Julian Himely Bigelow (March 19, 1913 – February 17, 2003) was a pioneering American computer engineer.
==Life==
Bigelow was born in 1913 in Nutley, New Jersey. He obtained a master's degree at the Massachusetts Institute of Technology, studying electrical engineering and mathematics. During World War II, he assisted Norbert Wiener in his research on automated fire control for anti-aircraft guns, leading to the development of the so-called Wiener filter.

Bigelow coauthored (with Wiener and Arturo Rosenblueth) one of the founding papers on cybernetics and modern teleology, "Behavior, Purpose and Teleology" (1943), which was published in Philosophy of Science. This paper mulled over the way mechanical, biological, and electronic systems could communicate and interact. This paper instigated the formation of the Teleological Society and later the Macy conferences. Bigelow was an active member of both organizations. He was a visiting scholar for many years at the Institute for Advanced Study in Princeton.

When John von Neumann sought to build one of the first digital computers at the Institute for Advanced Study, he hired Bigelow in 1946 as his "engineer," on Wiener's recommendation.

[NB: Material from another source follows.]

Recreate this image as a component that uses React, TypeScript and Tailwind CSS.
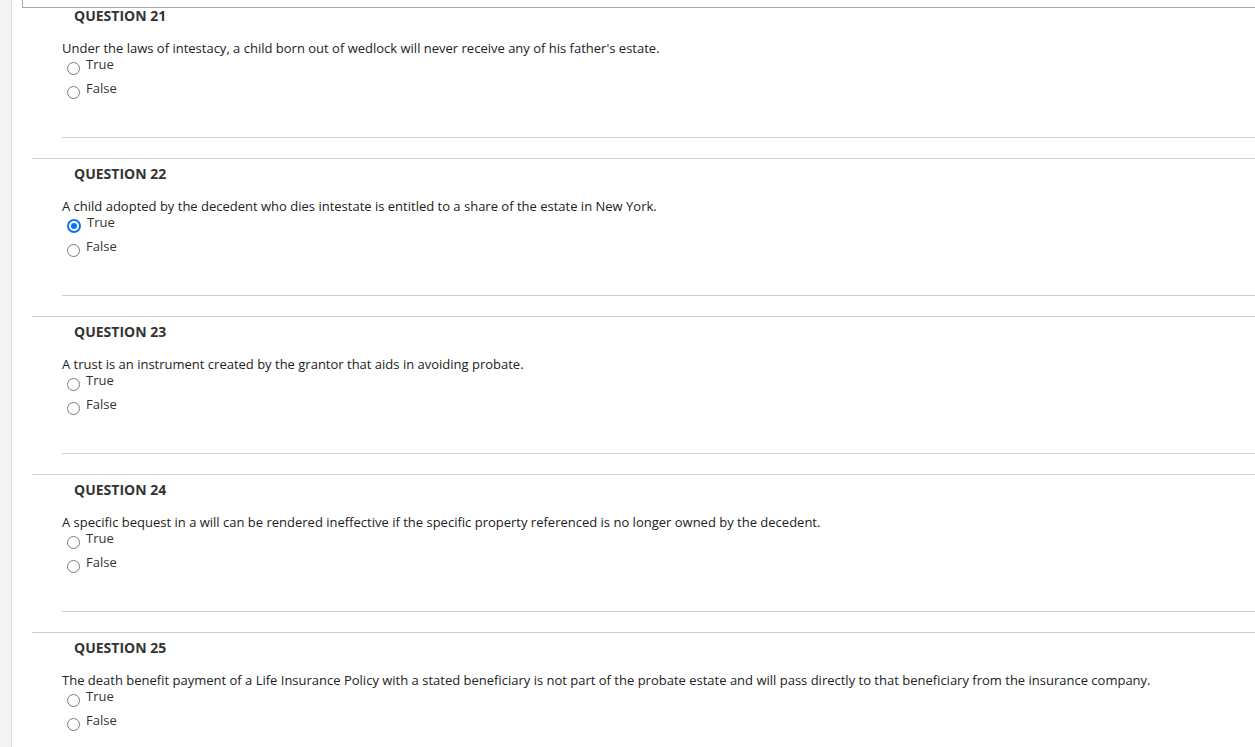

The computer Bigelow built following von Neumann's design is called the IAS machine, although it was also called the MANIAC, a name that was later transferred to the successful clone of this machine at Los Alamos. Because von Neumann did not patent the IAS and wrote about it freely, 15 clones of the IAS were soon built. Nearly all general-purpose computers subsequently built are recognizable as influenced by the IAS machine's design.

Bigelow died on February 17, 2003, in Princeton, New Jersey.